● **Exercise requirements**: Write out the material exactly, leaving every picture behind.

Entries with page source code
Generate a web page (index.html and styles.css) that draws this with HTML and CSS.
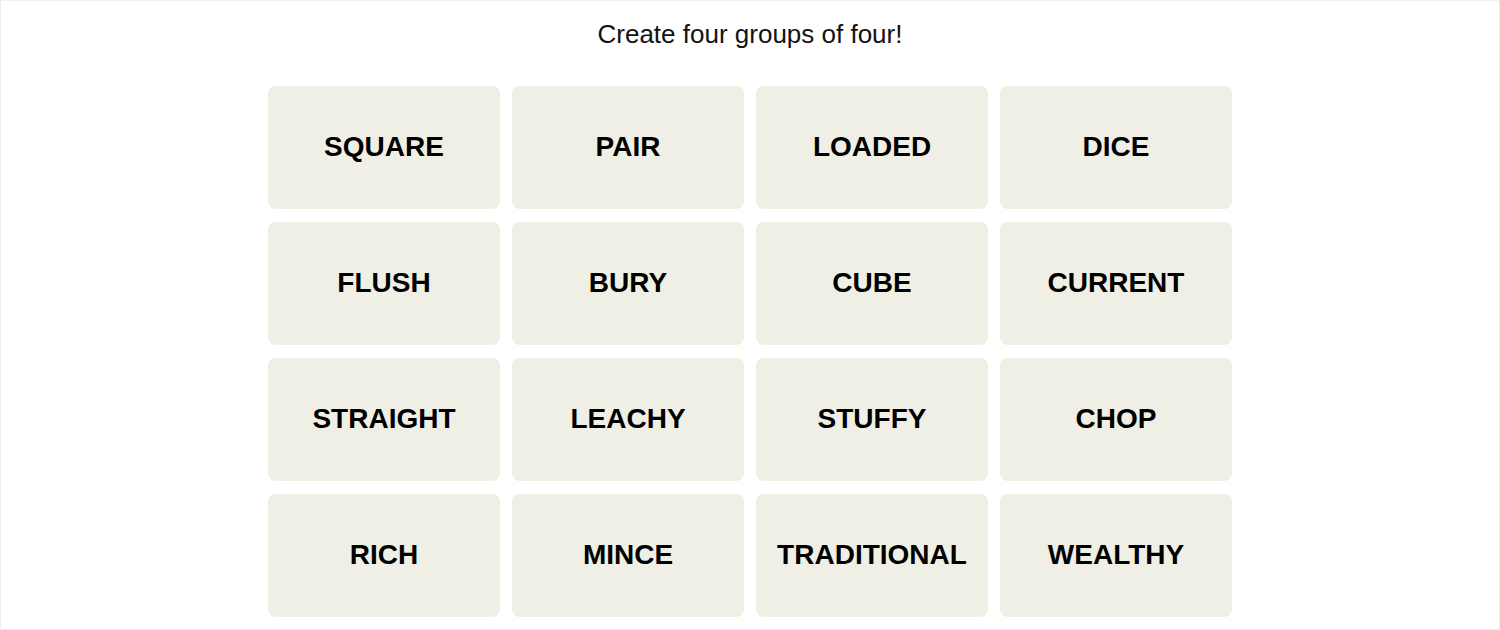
FILE: index.html
```html
<!DOCTYPE html>
<html lang="en">
<head>
    <meta charset="UTF-8">
    <meta name="viewport" content="width=device-width, initial-scale=1.0">
    <title>Connections</title>
    <link rel="stylesheet" href="styles.css">
</head>
<body>
    <div id="board">
        <p id="prompt">Create four groups of four!</p>

        <div id="grid">
            <button class="tile">SQUARE</button>
            <button class="tile">PAIR</button>
            <button class="tile">LOADED</button>
            <button class="tile">DICE</button>

            <button class="tile">FLUSH</button>
            <button class="tile">BURY</button>
            <button class="tile">CUBE</button>
            <button class="tile">CURRENT</button>

            <button class="tile">STRAIGHT</button>
            <button class="tile">LEACHY</button>
            <button class="tile">STUFFY</button>
            <button class="tile">CHOP</button>

            <button class="tile">RICH</button>
            <button class="tile">MINCE</button>
            <button class="tile">TRADITIONAL</button>
            <button class="tile">WEALTHY</button>
        </div>
    </div>
</body>
</html>
```

FILE: styles.css
```css
/* Reset */
* { margin: 0; padding: 0; box-sizing: border-box; font-family: "Liberation Sans", Arial, sans-serif; }
body { background-color: #fff; color: #000; }

/* Board */
#board {
    width: 1500px;
    height: 630px;
    border: 1px solid #f0f0f0;
    display: flex;
    flex-direction: column;
    align-items: center;
}

#prompt {
    font-size: 26px;
    line-height: 30px;
    margin-top: 18px;
    margin-bottom: 37px;
    color: #121212;
}

/* Grid of words */
#grid {
    display: grid;
    grid-template-columns: repeat(4, 232px);
    grid-auto-rows: 123px;
    gap: 13px 12px;
}

.tile {
    background-color: #efefe6;
    border: none;
    border-radius: 8px;
    padding-bottom: 2px;
    font-size: 28px;
    font-weight: bold;
    color: #000;
    cursor: pointer;
}
```
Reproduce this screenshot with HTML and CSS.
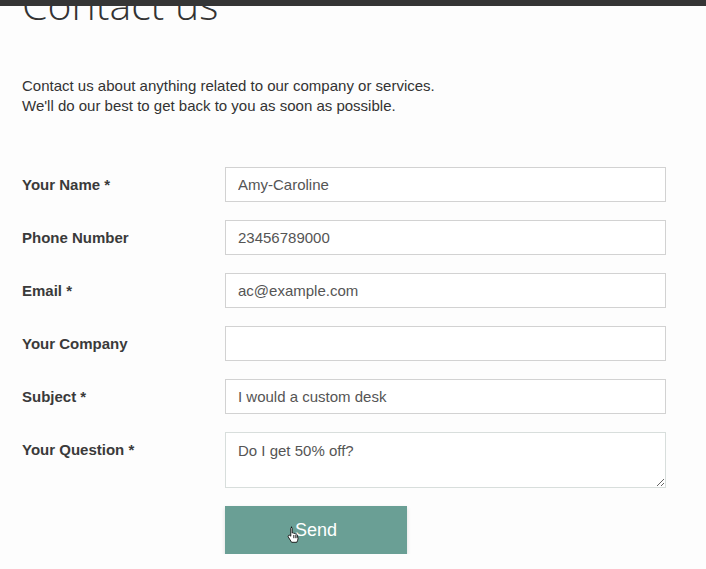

● **Written answer**:
Generate a web page (index.html and styles.css) that draws this with HTML and CSS.
FILE: index.html
```html
<!DOCTYPE html>
<html lang="en">
<head>
    <meta charset="UTF-8">
    <meta name="viewport" content="width=device-width, initial-scale=1.0">
    <title>Connections</title>
    <link rel="stylesheet" href="styles.css">
</head>
<body>
    <div id="board">
        <p id="prompt">Create four groups of four!</p>

        <div id="grid">
            <button class="tile">SQUARE</button>
            <button class="tile">PAIR</button>
            <button class="tile">LOADED</button>
            <button class="tile">DICE</button>

            <button class="tile">FLUSH</button>
            <button class="tile">BURY</button>
            <button class="tile">CUBE</button>
            <button class="tile">CURRENT</button>

            <button class="tile">STRAIGHT</button>
            <button class="tile">LEACHY</button>
            <button class="tile">STUFFY</button>
            <button class="tile">CHOP</button>

            <button class="tile">RICH</button>
            <button class="tile">MINCE</button>
            <button class="tile">TRADITIONAL</button>
            <button class="tile">WEALTHY</button>
        </div>
    </div>
</body>
</html>
```

FILE: styles.css
```css
/* Reset */
* { margin: 0; padding: 0; box-sizing: border-box; font-family: "Liberation Sans", Arial, sans-serif; }
body { background-color: #fff; color: #000; }

/* Board */
#board {
    width: 1500px;
    height: 630px;
    border: 1px solid #f0f0f0;
    display: flex;
    flex-direction: column;
    align-items: center;
}

#prompt {
    font-size: 26px;
    line-height: 30px;
    margin-top: 18px;
    margin-bottom: 37px;
    color: #121212;
}

/* Grid of words */
#grid {
    display: grid;
    grid-template-columns: repeat(4, 232px);
    grid-auto-rows: 123px;
    gap: 13px 12px;
}

.tile {
    background-color: #efefe6;
    border: none;
    border-radius: 8px;
    padding-bottom: 2px;
    font-size: 28px;
    font-weight: bold;
    color: #000;
    cursor: pointer;
}
```
Reproduce this screenshot with HTML and CSS.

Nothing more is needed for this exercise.